Experiment D (Section III.D): End-Edge Collaborative Framework

Evaluates the sentinel-based collaborative framework with threshold sweep (0.5–0.95):

• Sentinel: Vanilla LSTM (lightweight, on edge device)
• Full Model: Edge-1DCNN-LSTM (on cloud/edge server)
• Expected (threshold=0.9): System F1≈0.990, ~72% energy saving*, ~27% wake rate
• *: Energy saving is estimated using E = P × T with power values from Raspberry Pi 4B (sentinel: 0.3W, full: 5.0W). Actual values depend on the target edge hardware.

Model Architecture

Input (B, seq_len, 1)
  → Conv1d(1, 16, k=3, p=1) → BatchNorm → ReLU → MaxPool(k=2)
  → LSTM(input=16, hidden=32, layers=2, dropout=0.2)
  → Take last hidden state → Dropout(0.2) → FC(32, 1) → Sigmoid

Parameters: ~12,700 (with input_dim=1) | ~14,900 (paper-reported with overhead)

Training Configuration

Parameter	Simulated	FD001
Epochs	100	200
Learning Rate	0.001	0.001
Batch Size	64	64
Optimizer	Adam	Adam
Scheduler	ReduceLROnPlateau	ReduceLROnPlateau
Early Stopping	patience=15	patience=25
Loss	BCELoss	FocalLoss (alpha=0.75, gamma=2)
Sequence Length	10	10
Train/Val/Test	70/15/15	70/15/15
: Sentinel confidence =	p - 0.5	× 2; low-confidence samples forwarded to full model.

Project Status

This repository contains the preliminary experimental code corresponding to the submitted manuscript Edge-1DCNN-LSTM: A Lightweight Hybrid Model for Time-Series Anomaly Detection in Edge Sensing Devices.

Planned Updates

-Generalization Validation: Add pre-trained models and testing scripts for additional public industrial time-series anomaly detection datasets (e.g., SMD, SWaT, WADI)

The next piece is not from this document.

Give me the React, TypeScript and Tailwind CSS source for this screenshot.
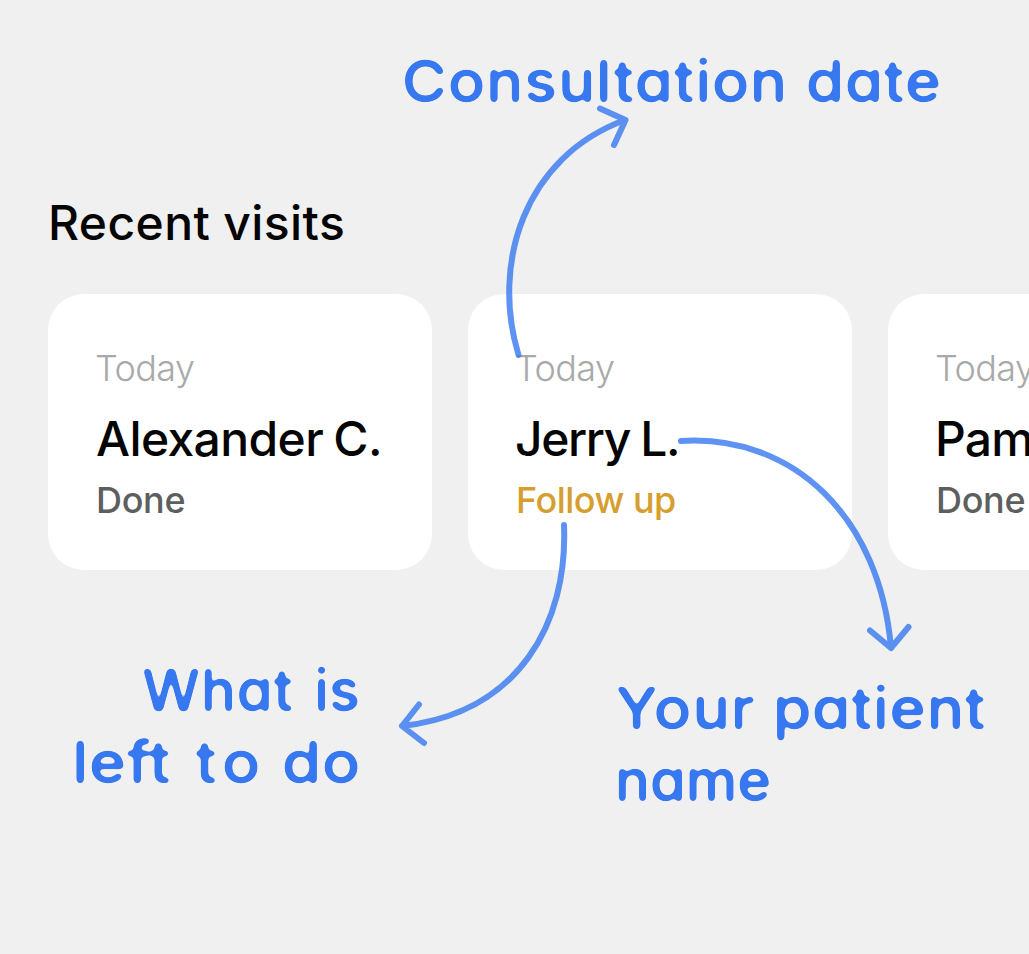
type Visit = { date: string; name: string; nameClass: string; status: string; statusClass: string };

const visits: Visit[] = [
  { date: 'Today', name: 'Alexander C.', nameClass: 'tracking-[-0.6px] [word-spacing:-2px]', status: 'Done', statusClass: 'text-[#5d5f5f] tracking-[-0.3px]' },
  { date: 'Today', name: 'Jerry L.', nameClass: '-ml-px tracking-[-1.4px] [word-spacing:-1px]', status: 'Follow up', statusClass: 'text-[#d69e2e] tracking-[-0.5px]' },
  { date: 'Today', name: 'Pam', nameClass: '-ml-px tracking-[-0.8px]', status: 'Done', statusClass: 'text-[#5d5f5f] tracking-[-0.3px]' },
];

function VisitCard({ visit }: { visit: Visit }) {
  return (
    <article className="h-[276px] w-[384px] shrink-0 rounded-[36px] bg-white px-12 pt-[49px] whitespace-nowrap">
      <p className="-ml-px text-[36px] leading-[50px] font-light tracking-[-0.6px] text-[#a8a9a9]">{visit.date}</p>
      <h2 className={`mt-[13px] text-[48px] leading-[66px] font-medium ${visit.nameClass}`}>{visit.name}</h2>
      <p className={`mt-[3px] text-[36px] leading-[50px] font-medium ${visit.statusClass}`}>{visit.status}</p>
    </article>
  );
}

const note =
  "text-[58px] leading-[72px] font-medium text-[#3778f0] whitespace-nowrap [font-feature-settings:'cv11','liga'_0,'calt'_0] [filter:url(#soft-ink)]";

function Arrows() {
  return (
    <svg
      className="pointer-events-none absolute inset-0"
      width="1029"
      height="954"
      fill="none"
      stroke="#3778f0"
      strokeOpacity="0.8"
      strokeWidth="6"
      strokeLinecap="round"
      strokeLinejoin="round"
    >
      <defs>
        <filter id="soft-ink" x="-5%" y="-5%" width="110%" height="110%" colorInterpolationFilters="sRGB">
          <feGaussianBlur stdDeviation="2" />
          <feColorMatrix values="1 0 0 0 0  0 1 0 0 0  0 0 1 0 0  0 0 0 7 -2.6" />
        </filter>
      </defs>
      <path d="M518.500 355C491 264 524 157 625 120M600 108.500L625.500 120L614 145" />
      <path d="M681 441C794 434 880 518 891 648M870 630.500L891 648L908.500 627" />
      <path d="M564 525C568 623 519 713 402 726M419 704.500L402 726L424 743" />
    </svg>
  );
}

export default function App() {
  return (
    <main className="relative h-[954px] w-[1029px] overflow-hidden bg-[#f0f0f0] pt-[45px] font-['Inter',sans-serif] text-[#050505]">
      <p className={`ml-[402px] flex w-[545px] origin-left scale-x-[1.06] gap-[17px] ${note}`}>
        <span className="tracking-[0.9px]">Consultation</span>
        <span className="tracking-[0.8px]">date</span>
      </p>
      <h1 className="mt-[76px] ml-12 text-[48px] leading-[60px] font-medium tracking-[0.4px]">Recent visits</h1>
      <section className="mt-[41px] ml-12 flex gap-9">
        {visits.map((visit, i) => (
          <VisitCard key={i} visit={visit} />
        ))}
      </section>
      <section className="flex">
        <div className={`mt-[84px] ml-[60px] flex w-[300px] flex-col items-end ${note}`}>
          <p className="flex gap-[20px]">
            <span className="tracking-[0.9px]">What</span>
            <span>is</span>
          </p>
          <p className="flex origin-right scale-x-[1.09]">
            <span className="mr-[22px] tracking-[0.7px]">left</span>
            <span className="mr-[15px] tracking-[5px]">to</span>
            <span className="-mr-px tracking-[1px]">do</span>
          </p>
        </div>
        <div className={`mt-[102px] ml-[255px] ${note}`}>
          <p className="flex origin-left scale-x-[1.07] gap-[16px]">
            <span className="tracking-[1px]">Your</span>
            <span className="tracking-[0.7px]">patient</span>
          </p>
          <p>name</p>
        </div>
      </section>
      <Arrows />
    </main>
  );
}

-Hardware Deployment Optimization: Complete the hardware-aware INT8 optimization code for ultra-low-power MCUs (e.g., ESP32, STM32) with dedicated acceleration units

-Documentation Improvement: Add a detailed step-by-step deployment tutorial for terminal-edge hardware setup, and expand the hyperparameter tuning guide

-Code Refactoring: Refactor the codebase for better readability and modularity, and add Python package installation support.